-- START --
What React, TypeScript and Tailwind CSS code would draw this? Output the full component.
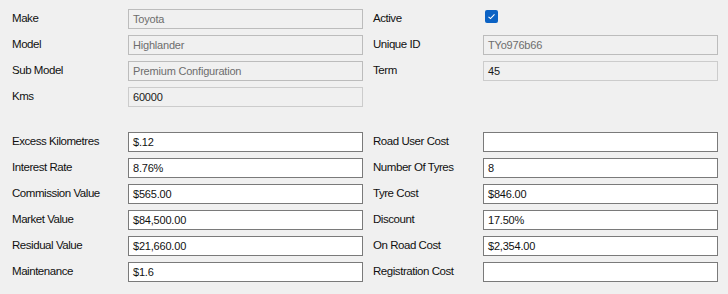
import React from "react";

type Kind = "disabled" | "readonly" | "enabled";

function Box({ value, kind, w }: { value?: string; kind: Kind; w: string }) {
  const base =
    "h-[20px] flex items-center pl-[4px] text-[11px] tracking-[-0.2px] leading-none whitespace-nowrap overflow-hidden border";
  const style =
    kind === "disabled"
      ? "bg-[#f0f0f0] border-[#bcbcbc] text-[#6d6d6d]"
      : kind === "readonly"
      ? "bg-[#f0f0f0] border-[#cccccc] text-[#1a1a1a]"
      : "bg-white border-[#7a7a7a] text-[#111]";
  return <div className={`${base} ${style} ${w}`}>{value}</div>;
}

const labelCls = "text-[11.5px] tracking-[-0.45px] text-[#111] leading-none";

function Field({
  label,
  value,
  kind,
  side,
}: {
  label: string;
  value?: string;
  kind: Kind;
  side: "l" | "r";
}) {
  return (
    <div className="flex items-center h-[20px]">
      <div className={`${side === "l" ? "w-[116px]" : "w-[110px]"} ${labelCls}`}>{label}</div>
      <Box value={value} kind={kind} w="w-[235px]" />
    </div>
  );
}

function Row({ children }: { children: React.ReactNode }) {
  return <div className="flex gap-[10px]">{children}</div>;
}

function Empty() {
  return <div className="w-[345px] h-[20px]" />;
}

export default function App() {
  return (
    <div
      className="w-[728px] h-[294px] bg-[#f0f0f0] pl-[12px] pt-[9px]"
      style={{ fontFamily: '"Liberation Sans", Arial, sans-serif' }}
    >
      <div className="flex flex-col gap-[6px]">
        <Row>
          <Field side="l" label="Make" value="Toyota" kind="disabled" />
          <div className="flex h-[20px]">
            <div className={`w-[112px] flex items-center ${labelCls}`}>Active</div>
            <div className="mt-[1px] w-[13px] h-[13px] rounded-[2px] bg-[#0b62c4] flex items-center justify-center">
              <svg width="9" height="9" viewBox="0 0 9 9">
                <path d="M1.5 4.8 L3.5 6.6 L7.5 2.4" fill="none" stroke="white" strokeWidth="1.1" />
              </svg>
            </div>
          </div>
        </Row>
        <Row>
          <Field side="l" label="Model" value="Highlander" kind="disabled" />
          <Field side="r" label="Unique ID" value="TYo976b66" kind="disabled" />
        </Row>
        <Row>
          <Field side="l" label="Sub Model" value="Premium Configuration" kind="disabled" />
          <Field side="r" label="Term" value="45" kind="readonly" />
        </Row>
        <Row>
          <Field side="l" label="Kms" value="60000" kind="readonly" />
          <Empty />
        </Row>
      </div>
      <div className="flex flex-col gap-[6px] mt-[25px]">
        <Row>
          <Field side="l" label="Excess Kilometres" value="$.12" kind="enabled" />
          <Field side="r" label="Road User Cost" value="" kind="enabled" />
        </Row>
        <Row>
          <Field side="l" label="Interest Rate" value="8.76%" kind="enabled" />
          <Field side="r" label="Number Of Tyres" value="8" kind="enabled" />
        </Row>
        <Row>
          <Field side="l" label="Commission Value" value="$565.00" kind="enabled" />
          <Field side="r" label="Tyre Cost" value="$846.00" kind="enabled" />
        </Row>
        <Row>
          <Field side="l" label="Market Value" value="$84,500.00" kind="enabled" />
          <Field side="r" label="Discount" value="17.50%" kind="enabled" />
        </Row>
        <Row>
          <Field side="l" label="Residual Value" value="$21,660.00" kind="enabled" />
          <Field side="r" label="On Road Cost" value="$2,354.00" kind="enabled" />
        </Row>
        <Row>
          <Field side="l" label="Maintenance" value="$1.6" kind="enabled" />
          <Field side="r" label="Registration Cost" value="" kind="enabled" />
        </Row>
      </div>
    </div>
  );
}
-- END --
◆ Work to do:
Reproduce each line exactly as it appears, omitting the pictures.

◆ Answer below:
What React, TypeScript and Tailwind CSS code would draw this? Output the full component.
import React from "react";

type Kind = "disabled" | "readonly" | "enabled";

function Box({ value, kind, w }: { value?: string; kind: Kind; w: string }) {
  const base =
    "h-[20px] flex items-center pl-[4px] text-[11px] tracking-[-0.2px] leading-none whitespace-nowrap overflow-hidden border";
  const style =
    kind === "disabled"
      ? "bg-[#f0f0f0] border-[#bcbcbc] text-[#6d6d6d]"
      : kind === "readonly"
      ? "bg-[#f0f0f0] border-[#cccccc] text-[#1a1a1a]"
      : "bg-white border-[#7a7a7a] text-[#111]";
  return <div className={`${base} ${style} ${w}`}>{value}</div>;
}

const labelCls = "text-[11.5px] tracking-[-0.45px] text-[#111] leading-none";

function Field({
  label,
  value,
  kind,
  side,
}: {
  label: string;
  value?: string;
  kind: Kind;
  side: "l" | "r";
}) {
  return (
    <div className="flex items-center h-[20px]">
      <div className={`${side === "l" ? "w-[116px]" : "w-[110px]"} ${labelCls}`}>{label}</div>
      <Box value={value} kind={kind} w="w-[235px]" />
    </div>
  );
}

function Row({ children }: { children: React.ReactNode }) {
  return <div className="flex gap-[10px]">{children}</div>;
}

function Empty() {
  return <div className="w-[345px] h-[20px]" />;
}

export default function App() {
  return (
    <div
      className="w-[728px] h-[294px] bg-[#f0f0f0] pl-[12px] pt-[9px]"
      style={{ fontFamily: '"Liberation Sans", Arial, sans-serif' }}
    >
      <div className="flex flex-col gap-[6px]">
        <Row>
          <Field side="l" label="Make" value="Toyota" kind="disabled" />
          <div className="flex h-[20px]">
            <div className={`w-[112px] flex items-center ${labelCls}`}>Active</div>
            <div className="mt-[1px] w-[13px] h-[13px] rounded-[2px] bg-[#0b62c4] flex items-center justify-center">
              <svg width="9" height="9" viewBox="0 0 9 9">
                <path d="M1.5 4.8 L3.5 6.6 L7.5 2.4" fill="none" stroke="white" strokeWidth="1.1" />
              </svg>
            </div>
          </div>
        </Row>
        <Row>
          <Field side="l" label="Model" value="Highlander" kind="disabled" />
          <Field side="r" label="Unique ID" value="TYo976b66" kind="disabled" />
        </Row>
        <Row>
          <Field side="l" label="Sub Model" value="Premium Configuration" kind="disabled" />
          <Field side="r" label="Term" value="45" kind="readonly" />
        </Row>
        <Row>
          <Field side="l" label="Kms" value="60000" kind="readonly" />
          <Empty />
        </Row>
      </div>
      <div className="flex flex-col gap-[6px] mt-[25px]">
        <Row>
          <Field side="l" label="Excess Kilometres" value="$.12" kind="enabled" />
          <Field side="r" label="Road User Cost" value="" kind="enabled" />
        </Row>
        <Row>
          <Field side="l" label="Interest Rate" value="8.76%" kind="enabled" />
          <Field side="r" label="Number Of Tyres" value="8" kind="enabled" />
        </Row>
        <Row>
          <Field side="l" label="Commission Value" value="$565.00" kind="enabled" />
          <Field side="r" label="Tyre Cost" value="$846.00" kind="enabled" />
        </Row>
        <Row>
          <Field side="l" label="Market Value" value="$84,500.00" kind="enabled" />
          <Field side="r" label="Discount" value="17.50%" kind="enabled" />
        </Row>
        <Row>
          <Field side="l" label="Residual Value" value="$21,660.00" kind="enabled" />
          <Field side="r" label="On Road Cost" value="$2,354.00" kind="enabled" />
        </Row>
        <Row>
          <Field side="l" label="Maintenance" value="$1.6" kind="enabled" />
          <Field side="r" label="Registration Cost" value="" kind="enabled" />
        </Row>
      </div>
    </div>
  );
}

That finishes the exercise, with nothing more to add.